Jake Patterson, 21, sniffled and his voice caught as he pleaded guilty to two counts of intentional homicide and one count of kidnapping. As part of a plea deal, prosecutors dropped a count of armed burglary. Patterson faces up to life in prison when he is sentenced May 24; Wisconsin does not have the death penalty.

Patterson had said he would plead guilty in a letter sent this month to a Minneapolis TV station, saying he didn’t want the Closs family “to worry about a trial.”

Patterson admitted kidnapping Jayme after killing her parents, James and Denise Closs, on October 15 at the family’s home near Barron, about 90 miles (145km) northeast of Minneapolis. Jayme escaped in January, after 88 days in Patterson’s cabin in near the small, isolated town of Gordon, some 60 miles (97km) from her home.

This photo provided by Jennifer Smith (left) shows her with her 13-year-old niece Jayme Closs after being reunited on January 11, 2019. Photo: AFP

Patterson stoically answered “yes” and “yeah” to repeated questions from Barron County Judge James Gabler about whether he understood what he was doing. Later, as he responded “guilty,” to each count, he could be heard sniffling.

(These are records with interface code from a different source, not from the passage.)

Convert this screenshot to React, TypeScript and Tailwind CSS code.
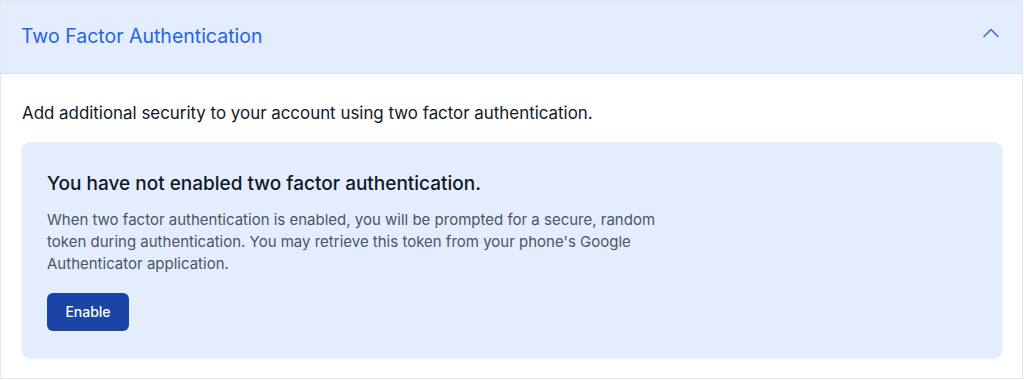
import React from "react";
import { ChevronUp } from "lucide-react";

export default function App() {
  return (
    <div className="w-[1024px] h-[380px] bg-white font-['Inter',sans-serif]">
      <div className="h-[379px] w-[1023px] border border-[#e3e6eb] flex flex-col">
        {/* Accordion header */}
        <div className="h-[73px] shrink-0 flex items-center justify-between px-5 bg-[#e3edfd] border-b border-[#d3e0f5]">
          <h2 className="text-[19.5px] text-[#2563eb] font-normal">Two Factor Authentication</h2>
          <ChevronUp className="w-7 h-7 text-[#3b6fe6] -mr-[3px] mb-2" strokeWidth={1.5} />
        </div>

        {/* Body */}
        <div className="pl-[21px] pr-5 pt-[27px] pb-5">
          <p className="text-[16.9px] leading-6 text-[#111827]">
            Add additional security to your account using two factor authentication.
          </p>

          <div className="mt-[17px] rounded-lg bg-[#e3edfd] shadow-sm px-[25px] pt-7 pb-[26px]">
            <h3 className="text-[19px] leading-7 font-medium text-[#111827]">
              You have not enabled two factor authentication.
            </h3>
            <p className="mt-[11px] max-w-[640px] text-[15px] leading-[22px] text-[#4b5563]">
              When two factor authentication is enabled, you will be prompted for a secure, random
              token during authentication. You may retrieve this token from your phone's Google
              Authenticator application.
            </p>
            <button className="mt-[18px] h-[38px] w-[82px] flex items-center justify-center rounded-md bg-[#1c43a6] text-white text-sm font-medium">
              Enable
            </button>
          </div>
        </div>
      </div>
    </div>
  );
}
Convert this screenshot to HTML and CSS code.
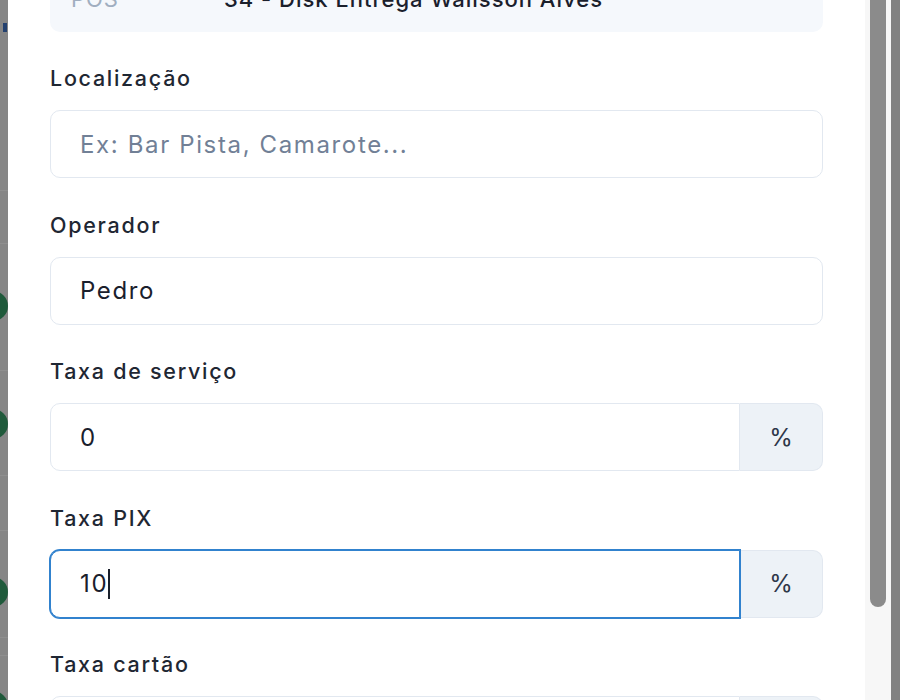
FILE: index.html
```html
<!DOCTYPE html>
<html lang="pt-BR">
<head>
<meta charset="utf-8">
<title>Configurar POS</title>
<link rel="stylesheet" href="styles.css">
</head>
<body>
<div class="page-edge left" aria-hidden="true">
  <span class="deco blue d1"></span>
  <span class="deco rule d2"></span>
  <span class="deco rule d3"></span>
  <span class="deco dot d4"></span>
  <span class="deco rule d5"></span>
  <span class="deco dot d6"></span>
  <span class="deco rule d7"></span>
  <span class="deco rule d8"></span>
  <span class="deco dot d9"></span>
  <span class="deco rule d10"></span>
  <span class="deco rule d11"></span>
  <span class="deco dot d12"></span>
</div>
<div class="modal">
  <div class="modal-body">
    <div class="scroll-content">
      <div class="info-box">
        <span class="info-label">POS</span>
        <span class="info-value">34 - Disk Entrega Walisson Alves</span>
      </div>

      <div class="field">
        <label class="field-label" for="loc">Localização</label>
        <input id="loc" class="input" type="text" placeholder="Ex: Bar Pista, Camarote...">
      </div>

      <div class="field">
        <label class="field-label" for="op">Operador</label>
        <input id="op" class="input" type="text" value="Pedro">
      </div>

      <div class="field">
        <label class="field-label" for="svc">Taxa de serviço</label>
        <div class="input-group">
          <div class="input-wrap"><input id="svc" class="input grouped" type="text" value="0"></div>
          <span class="addon">%</span>
        </div>
      </div>

      <div class="field">
        <label class="field-label" for="pix">Taxa PIX</label>
        <div class="input-group">
          <div class="input-wrap focused-wrap">
            <input id="pix" class="input grouped focused" type="text" value="10">
            <span class="caret"></span>
          </div>
          <span class="addon">%</span>
        </div>
      </div>

      <div class="field">
        <label class="field-label" for="card">Taxa cartão</label>
        <div class="input-group">
          <div class="input-wrap"><input id="card" class="input grouped" type="text" value="0"></div>
          <span class="addon">%</span>
        </div>
      </div>
    </div>
  </div>
  <div class="scrollbar" aria-hidden="true"><div class="thumb"></div></div>
</div>
<div class="page-edge right" aria-hidden="true"></div>
</body>
</html>
```

FILE: styles.css
```css
* { box-sizing: border-box; }

html, body {
  margin: 0;
  height: 700px;
  overflow: hidden;
}

body {
  display: flex;
  background: #868686;
  font-family: Inter, "Noto Sans", "Liberation Sans", sans-serif;
  color: #1a202c;
}

.page-edge {
  flex: none;
  background: #868686;
  height: 700px;
  overflow: hidden;
}

.page-edge.left {
  width: 8px;
  display: flex;
  flex-direction: column;
}

.page-edge.right {
  width: 9px;
  background: #828282;
}

.deco { display: block; flex: none; }

.deco.blue {
  width: 4px;
  height: 9px;
  margin-left: 3px;
  background: #24416f;
}

.deco.rule {
  height: 1px;
  width: 8px;
  background: #8f8f8f;
}

.deco.dot {
  width: 30px;
  height: 30px;
  border-radius: 50%;
  margin-left: -22px;
  background: #1f5a3b;
}

.d1 { margin-top: 23px; }
.d2 { margin-top: 158px; }
.d3 { margin-top: 52px; }
.d4 { margin-top: 47px; }
.d5 { margin-top: 49px; }
.d6 { margin-top: 38px; }
.d7 { margin-top: 36px; }
.d8 { margin-top: 54px; }
.d9 { margin-top: 46px; }
.d10 { margin-top: 30px; }
.d11 { margin-top: 17px; }
.d12 { margin-top: 35px; }

.modal {
  flex: none;
  width: 883px;
  height: 700px;
  background: #ffffff;
  display: flex;
  overflow: hidden;
}

.modal-body {
  flex: 1;
  padding: 0 42px;
  overflow: hidden;
}

.scroll-content {
  margin-top: -32px;
  display: flex;
  flex-direction: column;
  gap: 31.5px;
}

.info-box {
  background: #f5f8fc;
  border-radius: 10px;
  padding: 16px 21px 17.6px;
  display: grid;
  grid-template-columns: 153px 1fr;
  font-size: 22px;
  line-height: 30px;
  font-weight: 500;
  letter-spacing: 0.045em;
}

.info-label { color: #a0aec0; font-weight: 400; }
.info-value { color: #1a202c; }

.field {
  display: flex;
  flex-direction: column;
}

.field-label {
  font-size: 21.5px;
  line-height: 30px;
  font-weight: 500;
  letter-spacing: 0.08em;
  color: #1f2733;
  margin-bottom: 17px;
}

.input {
  display: block;
  width: 100%;
  height: 68px;
  margin: 0;
  padding: 0 29px;
  border: 1px solid #e2e8f0;
  border-radius: 10px;
  background: #ffffff;
  font-family: inherit;
  font-size: 24px;
  letter-spacing: 0.068em;
  color: #1a202c;
  outline: none;
}

.input::placeholder { color: #718096; opacity: 1; }

.input-group {
  display: flex;
  height: 68px;
}

.input-wrap {
  flex: 1;
  position: relative;
}

.input.grouped {
  border-radius: 10px 0 0 10px;
}

.focused-wrap { z-index: 1; }

.input.focused {
  border-color: #3182ce;
  box-shadow: 0 0 0 1px #3182ce;
}

.caret {
  position: absolute;
  left: 58px;
  top: 19px;
  width: 1.5px;
  height: 30px;
  background: #1a202c;
}

.addon {
  flex: none;
  width: 83px;
  display: flex;
  align-items: center;
  justify-content: center;
  background: #edf2f7;
  border: 1px solid #e2e8f0;
  border-left: 0;
  border-radius: 0 10px 10px 0;
  font-size: 24px;
  color: #2d3748;
}

.scrollbar {
  flex: none;
  width: 26px;
  background: #f7f7f7;
  padding-left: 5px;
}

.thumb {
  width: 16px;
  height: 607px;
  background: #8b8b8b;
  border-radius: 0 0 8px 8px;
}
```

He paused for several seconds after the judge asked him about the kidnapping charge before stuttering, “guilty.”

Defence lawyer Richard Jones told Gabler that Patterson “wanted to enter a plea from the day we met him” and brushed off strategies presented to him, including trying to suppress his statements to investigators.

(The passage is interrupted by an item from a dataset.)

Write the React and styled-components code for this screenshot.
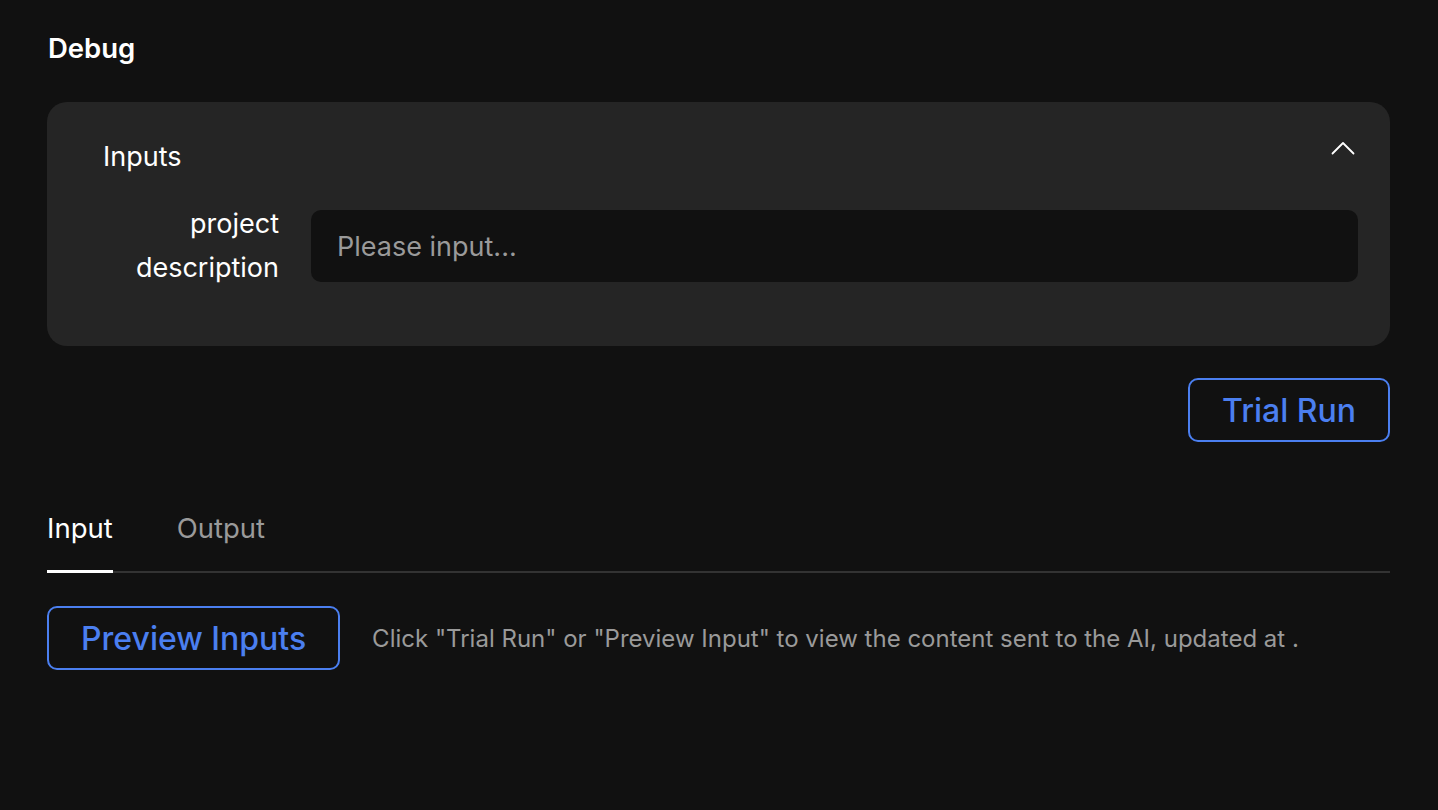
import React, { useState } from 'react';
import styled, { createGlobalStyle } from 'styled-components';

const GlobalStyle = createGlobalStyle`
  html, body {
    margin: 0;
    padding: 0;
    background: #111111;
  }
  body {
    font-family: Inter, "Noto Sans", sans-serif;
    color: #fff;
  }
`;

const Page = styled.div`
  width: 1438px;
  height: 810px;
  box-sizing: border-box;
  padding: 30px 48px 0 47px;
  background: #111111;
`;

const Title = styled.h1`
  margin: 0 0 0 1px;
  font-size: 27.5px;
  line-height: 36px;
  font-weight: 600;
  color: #fff;
`;

const Card = styled.section`
  margin-top: 36px;
  background: #252525;
  border-radius: 20px;
  padding: 37px 35px 56px 56px;
`;

const CardHeader = styled.div`
  display: flex;
  justify-content: space-between;
  align-items: center;
  height: 36px;
`;

const CardTitle = styled.div`
  font-size: 27px;
  line-height: 36px;
  color: #fff;
`;

const Toggle = styled.button`
  background: none;
  border: none;
  padding: 0;
  margin-top: -18px;
  display: flex;
  cursor: pointer;
`;

const FieldRow = styled.div`
  display: flex;
  align-items: center;
  gap: 32px;
  margin-top: 27px;
  margin-right: -3px;
`;

const Label = styled.label`
  width: 176px;
  text-align: right;
  font-size: 27px;
  line-height: 44px;
  color: #fff;
`;

const Input = styled.input`
  flex: 1;
  height: 72px;
  box-sizing: border-box;
  background: #111111;
  border: none;
  border-radius: 10px;
  padding: 0 26px;
  font-family: inherit;
  font-size: 27px;
  color: #fff;
  outline: none;

  &::placeholder {
    color: #9a9a9a;
  }
`;

const Actions = styled.div`
  display: flex;
  justify-content: flex-end;
  margin-top: 32px;
`;

const OutlineButton = styled.button`
  height: 64px;
  box-sizing: border-box;
  padding: 0 ${({ $pad }) => $pad}px;
  background: transparent;
  border: 2px solid #4b7ff0;
  border-radius: 10px;
  color: #4b7ff0;
  font-family: inherit;
  font-size: 32px;
  font-weight: 500;
  cursor: pointer;
`;

const Tabs = styled.div`
  display: flex;
  gap: 64px;
  margin-top: 58px;
  border-bottom: 2px solid #333333;
`;

const Tab = styled.div`
  font-size: 27.5px;
  line-height: 36px;
  padding: 10px 0 24px;
  margin-bottom: -2px;
  color: ${({ $active }) => ($active ? '#ffffff' : '#9a9a9a')};
  border-bottom: 3px solid ${({ $active }) => ($active ? '#ffffff' : 'transparent')};
  cursor: pointer;
`;

const PreviewRow = styled.div`
  display: flex;
  align-items: center;
  gap: 32px;
  margin-top: 33px;
`;

const Hint = styled.span`
  font-size: 24px;
  color: #9a9a9a;
`;

const ChevronUp = () => (
  <svg width="24" height="14" viewBox="0 0 24 14" fill="none">
    <path d="M1.5 12.5 L12 2 L22.5 12.5" stroke="#ffffff" strokeWidth="1.8" strokeLinecap="round" strokeLinejoin="round" />
  </svg>
);

const App = () => {
  const [tab, setTab] = useState('input');

  return (
    <Page>
      <GlobalStyle />
      <Title>Debug</Title>
      <Card>
        <CardHeader>
          <CardTitle>Inputs</CardTitle>
          <Toggle aria-label="collapse"><ChevronUp /></Toggle>
        </CardHeader>
        <FieldRow>
          <Label>project description</Label>
          <Input placeholder="Please input..." />
        </FieldRow>
      </Card>
      <Actions>
        <OutlineButton $pad={32}>Trial Run</OutlineButton>
      </Actions>
      <Tabs>
        <Tab $active={tab === 'input'} onClick={() => setTab('input')}>Input</Tab>
        <Tab $active={tab === 'output'} onClick={() => setTab('output')}>Output</Tab>
      </Tabs>
      <PreviewRow>
        <OutlineButton $pad={32}>Preview Inputs</OutlineButton>
        <Hint>Click "Trial Run" or "Preview Input" to view the content sent to the AI, updated at .</Hint>
      </PreviewRow>
    </Page>
  );
};

export default App;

“He rejected all that and has decided this is what he wants to do,” Jones said.

Members of the Closs family and Patterson’s father and sister all left the courthouse without commenting.

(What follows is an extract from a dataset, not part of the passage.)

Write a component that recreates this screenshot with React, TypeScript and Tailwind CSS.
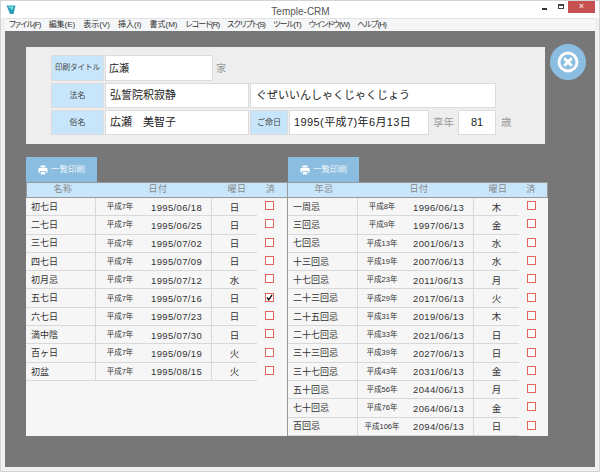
const FONT = "font-['Liberation_Sans','Noto_Sans_CJK_JP',sans-serif]";

const menus = [
  { label: "ファイル(F)", kana: true },
  { label: "編集(E)" },
  { label: "表示(V)" },
  { label: "挿入(I)" },
  { label: "書式(M)" },
  { label: "レコード(R)", kana: true },
  { label: "スクリプト(S)", kana: true },
  { label: "ツール(T)", kana: true },
  { label: "ウインドウ(W)", kana: true },
  { label: "ヘルプ(H)", kana: true },
];

type Row = { name: string; era: string; date: string; day: string; done?: boolean };

const leftRows: Row[] = [
  { name: "初七日", era: "平成7年", date: "1995/06/18", day: "日" },
  { name: "二七日", era: "平成7年", date: "1995/06/25", day: "日" },
  { name: "三七日", era: "平成7年", date: "1995/07/02", day: "日" },
  { name: "四七日", era: "平成7年", date: "1995/07/09", day: "日" },
  { name: "初月忌", era: "平成7年", date: "1995/07/12", day: "水" },
  { name: "五七日", era: "平成7年", date: "1995/07/16", day: "日", done: true },
  { name: "六七日", era: "平成7年", date: "1995/07/23", day: "日" },
  { name: "満中陰", era: "平成7年", date: "1995/07/30", day: "日" },
  { name: "百ヶ日", era: "平成7年", date: "1995/09/19", day: "火" },
  { name: "初盆", era: "平成7年", date: "1995/08/15", day: "火" },
];

const rightRows: Row[] = [
  { name: "一周忌", era: "平成8年", date: "1996/06/13", day: "木" },
  { name: "三回忌", era: "平成9年", date: "1997/06/13", day: "金" },
  { name: "七回忌", era: "平成13年", date: "2001/06/13", day: "水" },
  { name: "十三回忌", era: "平成19年", date: "2007/06/13", day: "水" },
  { name: "十七回忌", era: "平成23年", date: "2011/06/13", day: "月" },
  { name: "二十三回忌", era: "平成29年", date: "2017/06/13", day: "火" },
  { name: "二十五回忌", era: "平成31年", date: "2019/06/13", day: "木" },
  { name: "二十七回忌", era: "平成33年", date: "2021/06/13", day: "日" },
  { name: "三十三回忌", era: "平成39年", date: "2027/06/13", day: "日" },
  { name: "三十七回忌", era: "平成43年", date: "2031/06/13", day: "金" },
  { name: "五十回忌", era: "平成56年", date: "2044/06/13", day: "月" },
  { name: "七十回忌", era: "平成76年", date: "2064/06/13", day: "金" },
  { name: "百回忌", era: "平成106年", date: "2094/06/13", day: "日" },
];

function Printer() {
  return (
    <svg width="10" height="10" viewBox="0 0 10 10" fill="#fff">
      <path d="M2.5 0.5h5v2h-5z" />
      <path d="M0.5 3h9v4.5h-1.5v-1.5h-6v1.5h-1.5z" />
      <path d="M2.8 6.8h4.4v2.7h-4.4z" />
    </svg>
  );
}

function Label({ text, className }: { text: string; className: string }) {
  return (
    <div className={`bg-[#c8e6fb] text-[#444] flex items-center justify-center border border-[#dcdcdc] ${className}`}>
      {text}
    </div>
  );
}

function Value({ text, className }: { text: string; className: string }) {
  return (
    <div className={`bg-white text-[#222] flex items-center border border-[#dcdcdc] ${className}`}>
      {text}
    </div>
  );
}

function Check({ done }: { done?: boolean }) {
  return (
    <div className="w-[9px] h-[9px] bg-white border border-[#e0635c] flex items-center justify-center">
      {done && (
        <svg width="7" height="7" viewBox="0 0 7 7" fill="none" stroke="#111" strokeWidth="1.4">
          <path d="M1 3.5l1.8 2.3L6 0.8" />
        </svg>
      )}
    </div>
  );
}

function EventList({ title, rows, divided }: { title: string; rows: Row[]; divided?: boolean }) {
  return (
    <div className="w-[261px] shrink-0 flex flex-col">
      <div className={`w-[71px] h-[25px] bg-[#8bbde0] flex items-center justify-center gap-[3px] text-[8.5px] text-[#eef6fb] ${divided ? "ml-px" : ""}`}>
        <Printer />
        <span>一覧印刷</span>
      </div>
      <div className={`h-[16px] bg-[#c8e6fb] border-y border-[#999] flex items-center text-[9px] tracking-[0.5px] text-[#888] ${divided ? "border-x" : "border-l"}`}>
        <div className="w-[70px] text-center pl-[2px]">{title}</div>
        <div className="w-[116px] text-center pl-[6px]">日付</div>
        <div className="w-[45px] text-center pl-[3px]">曜日</div>
        <div className="flex-1 text-center pr-[4px]">済</div>
      </div>
      <div className={`h-[238px] bg-[#f6f6f6] flex flex-col ${divided ? "border-l border-[#999]" : ""}`}>
        {rows.map((r) => (
          <div key={r.name} className="h-[18.3px] shrink-0 flex items-center">
            <div className="w-[231px] h-full flex items-center border-b border-[#d8d8d8] text-[#333]">
              <div className="w-[70px] h-full flex items-center pl-[5px] pt-[2px] border-r border-[#d8d8d8] text-[9px]">
                {r.name}
              </div>
              <div className="w-[116px] h-full flex items-center border-r border-[#d8d8d8]">
                <div className="w-[48px] text-center text-[7.5px]">{r.era}</div>
                <div className="ml-[7px] pt-[2px] text-[9.5px] tracking-[0.35px]">{r.date}</div>
              </div>
              <div className="flex-1 h-full flex items-center justify-center pt-[2px] text-[9.5px]">{r.day}</div>
            </div>
            <div className="pl-[8px] pb-[3px]">
              <Check done={r.done} />
            </div>
          </div>
        ))}
      </div>
    </div>
  );
}

export default function App() {
  return (
    <div className={`w-[600px] h-[472px] bg-[#f0f0f0] border border-[#d4d4d4] flex flex-col ${FONT}`}>
      {/* title bar */}
      <div className="h-[17px] shrink-0 bg-white flex items-center text-[#555]">
        <svg width="10" height="10" viewBox="0 0 10 10" className="ml-[5px]">
          <path d="M0.5 0.5h9l-2 8.5h-3.5z" fill="#2a9fb8" />
          <path d="M1.5 1.5h6l-1 3.5z" fill="#7fdde0" />
        </svg>
        <div className="flex-1 text-center text-[10px] pt-[3px] pl-[43px]">Temple-CRM</div>
        <div className="flex items-start h-full">
          <div className="w-[5px] h-[2px] bg-[#333] mt-[7px] mr-[11px]" />
          <div className="w-[6px] h-[5px] border border-[#444] border-t-2 mt-[3px] mr-[4px]" />
          <div className="w-[27px] h-[12px] bg-[#c75050] text-white text-[9px] leading-[11px] text-center mr-[4px]">×</div>
        </div>
      </div>
      {/* menu bar */}
      <div className="h-[13px] mx-[4px] shrink-0 bg-[#f5f6f7] flex items-center gap-2 pl-[4px] text-[8px] text-[#333] border-t border-[#e2e2e2] [font-feature-settings:'palt']">
        {menus.map((m) => (
          <span key={m.label} className={m.kana ? "tracking-[-0.9px]" : ""}>
            {m.label}
          </span>
        ))}
      </div>
      {/* content */}
      <div className="mx-[4px] h-[436px] bg-[#777777] pl-[21px] pt-[16px]">
        <div className="flex gap-[5px] items-start">
          <div className="w-[519px] h-[97px] bg-[#eeeeee] pl-[25px] pt-[8px] flex flex-col gap-[2px] text-[#222]">
            <div className="flex h-[26px] gap-px">
              <Label text="印刷タイトル" className="w-[53px] text-[7.5px]" />
              <Value text="広瀬" className="w-[108px] pl-[3px] text-[10px]" />
              <span className="text-[#999] text-[10px] pl-[2px] self-center">家</span>
            </div>
            <div className="flex h-[25px] gap-px">
              <Label text="法名" className="w-[53px] text-[8px]" />
              <Value text="弘誓院釈寂静" className="w-[144px] pl-[4px] text-[11px]" />
              <Value text="ぐぜいいんしゃくじゃくじょう" className="w-[246px] pl-[5px] text-[11px]" />
            </div>
            <div className="flex h-[25px] gap-px">
              <Label text="俗名" className="w-[53px] text-[8px]" />
              <Value text="広瀬　美智子" className="w-[144px] pl-[4px] text-[11px]" />
              <Label text="ご命日" className="w-[38px] text-[8px]" />
              <Value text="1995(平成7)年6月13日" className="w-[140px] pl-[4px] text-[11px] tracking-[0.4px]" />
              <span className="w-[27px] text-center self-center text-[10.5px] text-[#999]">享年</span>
              <Value text="81" className="w-[38px] justify-center text-[11px]" />
              <span className="pl-[4px] self-center text-[10.5px] text-[#999]">歳</span>
            </div>
          </div>
          <div className="w-[36px] h-[36px] -mt-[3px] rounded-full bg-[#8bbde0] flex items-center justify-center">
            <svg width="22" height="22" viewBox="0 0 22 22" fill="none" stroke="#fff">
              <circle cx="11" cy="11" r="9" strokeWidth="2.8" />
              <path d="M7.2 7.2l7.6 7.6M14.8 7.2l-7.6 7.6" strokeWidth="3" />
            </svg>
          </div>
        </div>
        <div className="flex mt-[13px]">
          <EventList title="名称" rows={leftRows} />
          <EventList title="年忌" rows={rightRows} divided />
        </div>
      </div>
    </div>
  );
}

According to a criminal complaint, Patterson told authorities he decided Jayme “was the girl he was going to take” after he saw her getting on a school bus near her home. He told investigators he plotted carefully, including wearing all-black clothing, putting stolen number plates on his car and taking care to leave no fingerprints on his shotgun.

Jayme told police that the night of the abduction, the family dog’s barking awoke her, and she went to wake up her parents as a car came up the driveway. While her father went to the front door, Jayme and her mother hid in the bathroom, clutching each other in the bathtub, with the shower curtain pulled shut.

Jake Patterson bows his head appears at the Barron County Justice Centre on Wednesday. Photo: AP

Patterson shot Jayme’s father as he entered the house, then found Jayme and her mother. He told detectives he wrapped tape around Jayme’s mouth and head, taped her hands behind her back and taped her ankles together, then shot her mother in the head. He told police he dragged Jayme outside, threw her in the boot of his car, and took her to his cabin, the complaint said.

During Jayme’s time in captivity, Patterson forced her to hide under a bed when he had friends over and penned her in with tote boxes and weights, warning that if she moved, “bad things could happen to her.” He also turned up the radio so visitors couldn’t hear her, according to the complaint.

Prosecutors in Douglas County, where Jayme was held, announced soon after Patterson’s arrest that they did not plan to bring charges in that county – a move seen as potentially sparing her from having details of her treatment becoming public. Patterson’s plea Wednesday increases the chances that those details will remain private.

Authorities searched for Jayme for months and collected more than 3,500 tips. On January 10, Jayme escaped from the cabin while Patterson was away. She then flagged down a woman who was out walking a dog and pleaded for help. Patterson was arrested minutes later.

Patterson grew up in the cabin where he held Jayme. He wrote in his high school yearbook of plans to join the Marines after graduation, but he was kicked out barely a month after joining up. He struggled to hold down a job after that, working just a single day at a turkey plant in Barron in 2016 before quitting.

Jayme’s parents worked at the same turkey plant, but there’s nothing to indicate they knew Patterson. In the criminal complaint, Patterson told investigators he spotted Jayme while heading to work at a cheese factory where he quit after two days.

The day Jayme escaped, Patterson had applied online for a job at a liquor store with a resume that misrepresented his experience.

Laura Tancre, of nearby Star Prairie, said she was relieved by Patterson’s plea and “happy for the little girl.” Tancre, 57, worked at turkey plant with Jayme’s parents and called them “very nice people.”

“I think he should get life for killing both parents,” she said. “I’d hate for him to get out and be able to do it again.”